## Stored data
__________

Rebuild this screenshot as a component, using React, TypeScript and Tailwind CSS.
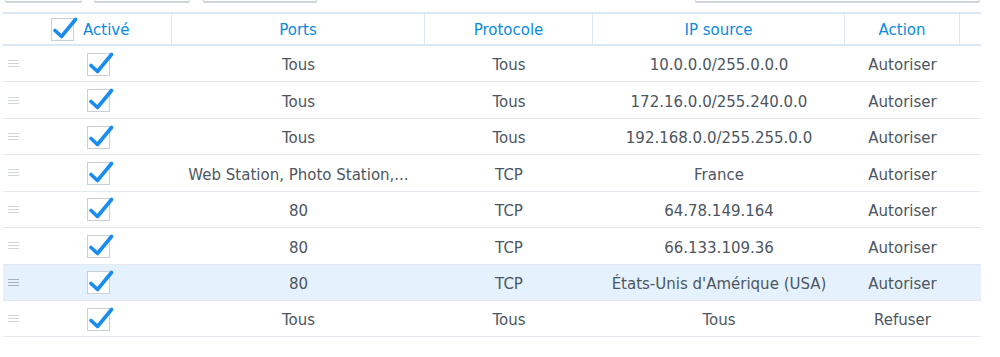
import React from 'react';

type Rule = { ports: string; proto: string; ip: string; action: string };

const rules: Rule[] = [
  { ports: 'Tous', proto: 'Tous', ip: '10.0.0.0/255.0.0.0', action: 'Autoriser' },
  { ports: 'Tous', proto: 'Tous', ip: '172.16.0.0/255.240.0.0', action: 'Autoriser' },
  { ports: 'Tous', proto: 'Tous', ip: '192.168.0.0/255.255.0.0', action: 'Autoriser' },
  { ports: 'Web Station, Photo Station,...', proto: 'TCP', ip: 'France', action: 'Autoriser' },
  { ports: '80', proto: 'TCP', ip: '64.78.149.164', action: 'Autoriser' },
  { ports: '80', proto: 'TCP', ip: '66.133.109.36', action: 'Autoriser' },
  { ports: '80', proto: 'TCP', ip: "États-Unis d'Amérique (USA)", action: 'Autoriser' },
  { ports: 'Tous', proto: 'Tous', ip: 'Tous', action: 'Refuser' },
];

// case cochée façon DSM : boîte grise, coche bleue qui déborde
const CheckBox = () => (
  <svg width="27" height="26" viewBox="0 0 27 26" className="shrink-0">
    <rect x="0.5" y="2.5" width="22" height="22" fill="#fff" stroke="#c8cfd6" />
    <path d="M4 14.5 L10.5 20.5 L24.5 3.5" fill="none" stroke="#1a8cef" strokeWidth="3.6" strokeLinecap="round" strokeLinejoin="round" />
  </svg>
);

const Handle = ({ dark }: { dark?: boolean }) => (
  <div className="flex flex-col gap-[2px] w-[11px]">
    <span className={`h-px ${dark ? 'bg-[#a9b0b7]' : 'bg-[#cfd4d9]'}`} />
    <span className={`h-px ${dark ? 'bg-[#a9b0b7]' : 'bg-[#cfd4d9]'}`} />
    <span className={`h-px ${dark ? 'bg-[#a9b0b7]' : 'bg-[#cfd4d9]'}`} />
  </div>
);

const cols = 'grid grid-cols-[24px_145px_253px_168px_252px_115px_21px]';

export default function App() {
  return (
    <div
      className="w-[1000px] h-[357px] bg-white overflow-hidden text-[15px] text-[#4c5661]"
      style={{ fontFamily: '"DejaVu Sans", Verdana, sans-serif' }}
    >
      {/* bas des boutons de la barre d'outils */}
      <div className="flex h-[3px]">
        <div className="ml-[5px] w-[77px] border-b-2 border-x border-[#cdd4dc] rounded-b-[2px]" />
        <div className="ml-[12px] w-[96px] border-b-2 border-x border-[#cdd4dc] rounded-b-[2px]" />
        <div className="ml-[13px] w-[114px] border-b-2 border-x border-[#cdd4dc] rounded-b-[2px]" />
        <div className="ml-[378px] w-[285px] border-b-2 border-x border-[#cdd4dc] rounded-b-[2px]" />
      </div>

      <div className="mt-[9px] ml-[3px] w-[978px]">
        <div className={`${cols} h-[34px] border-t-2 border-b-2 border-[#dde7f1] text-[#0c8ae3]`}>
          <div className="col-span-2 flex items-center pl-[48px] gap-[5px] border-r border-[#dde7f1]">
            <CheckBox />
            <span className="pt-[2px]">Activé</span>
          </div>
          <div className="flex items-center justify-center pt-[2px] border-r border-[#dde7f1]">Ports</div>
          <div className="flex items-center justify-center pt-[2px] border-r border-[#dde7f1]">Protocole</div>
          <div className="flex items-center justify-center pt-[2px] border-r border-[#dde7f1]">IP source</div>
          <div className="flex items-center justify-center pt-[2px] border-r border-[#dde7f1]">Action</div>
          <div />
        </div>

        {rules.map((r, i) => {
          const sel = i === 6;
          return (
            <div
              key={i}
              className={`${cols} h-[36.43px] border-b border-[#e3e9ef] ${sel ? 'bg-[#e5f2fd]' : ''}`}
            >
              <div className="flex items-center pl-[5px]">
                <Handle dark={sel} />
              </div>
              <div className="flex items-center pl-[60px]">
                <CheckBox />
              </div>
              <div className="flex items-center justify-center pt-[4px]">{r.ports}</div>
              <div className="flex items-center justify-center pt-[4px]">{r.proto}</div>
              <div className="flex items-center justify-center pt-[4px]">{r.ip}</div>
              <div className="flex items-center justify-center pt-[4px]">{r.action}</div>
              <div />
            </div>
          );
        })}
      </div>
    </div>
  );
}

__________

## What to produce
What is the number of lines in the data that hold the word "React"? Reply with that number and nothing else.

## Solution to this exercise
2